His suggestion that politicians should interview parents is, of course, tongue in cheek; he knows it will never happen. But the point is clear. With insufficient work to earn money to pay oppressive landlords, with too little food to maintain health, with too little clothing to survive harsh weather, and with too few compassionate leaders to address any of these problems, Swift presents himself as entirely justified in his wildly inhumane proposal. The satirical structure of the essay depends on this justification: the more reasonable the alternatives seem, the more damning the silence of those who have never proposed them.
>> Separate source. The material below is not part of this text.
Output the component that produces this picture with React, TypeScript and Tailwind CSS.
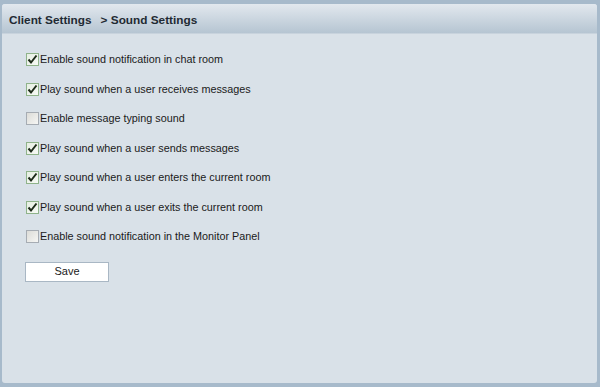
import React from "react";

const items: [string, boolean][] = [
  ["Enable sound notification in chat room", true],
  ["Play sound when a user receives messages", true],
  ["Enable message typing sound", false],
  ["Play sound when a user sends messages", true],
  ["Play sound when a user enters the current room", true],
  ["Play sound when a user exits the current room", true],
  ["Enable sound notification in the Monitor Panel", false],
];

function Box({ checked }: { checked: boolean }) {
  return checked ? (
    <div className="w-[13px] h-[13px] border border-[#8fb38a] bg-gradient-to-br from-[#e6eee2] to-[#f7f9f5] flex items-center justify-center shrink-0">
      <svg width="11" height="11" viewBox="0 0 11 11">
        <path d="M1.5 5.5 L4 8.5 L9.5 1.5" stroke="#1d2a1a" strokeWidth="2" fill="none" />
      </svg>
    </div>
  ) : (
    <div className="w-[13px] h-[13px] border border-[#a6acb3] bg-gradient-to-br from-[#dcdcd8] to-[#f6f6f4] shrink-0" />
  );
}

export default function App() {
  return (
    <div className="w-[600px] h-[387px] bg-[#a7bacb] pt-[4px] pl-[2px] pr-[3px] pb-[4px]" style={{ fontFamily: "'Liberation Sans', Arial, sans-serif" }}>
      <div className="w-full h-full flex flex-col bg-[#d9e1e8] rounded-[3px] overflow-hidden">
        <div className="h-[30px] shrink-0 bg-gradient-to-b from-[#e2e8ee] to-[#b6c5d2] border-b border-[#c8d3dd] flex items-center pl-[7px] pt-[5px] text-[11.8px] font-bold text-[#1f2a33]">
          <span>Client Settings</span>
          <span className="ml-[9px]">&gt; Sound Settings</span>
        </div>
        <div className="pl-[24px] pt-[19px] flex flex-col">
          {items.map(([label, c]) => (
            <div key={label} className="h-[29.5px] flex items-start">
              <div className="flex items-center gap-[1px] text-[10.8px] text-[#1a1a1a]">
                <Box checked={c} />
                <span className="leading-[13px]">{label}</span>
              </div>
            </div>
          ))}
          <button className="mt-[2px] -ml-[1px] w-[84px] h-[20px] bg-white border border-[#a9b7c4] text-[11px] text-[#1a1a1a]">
            Save
          </button>
        </div>
      </div>
    </div>
  );
}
Swift is very convincing on the final page. In the last paragraph, he concludes the surprise ending by declaring he has not "the least personal interest" in killing children — that his only motive is to improve the condition of Ireland. His final ironic sentence makes the entire narrative personal: his children are already too old to be butchered for food, and his wife is "past child-bearing." This closing line, at once absurd and pointed, crystallizes everything the essay has argued. Swift's use of irony throughout — and especially in this ending — transforms a grotesque proposal into a searing indictment of political indifference toward the Irish poor.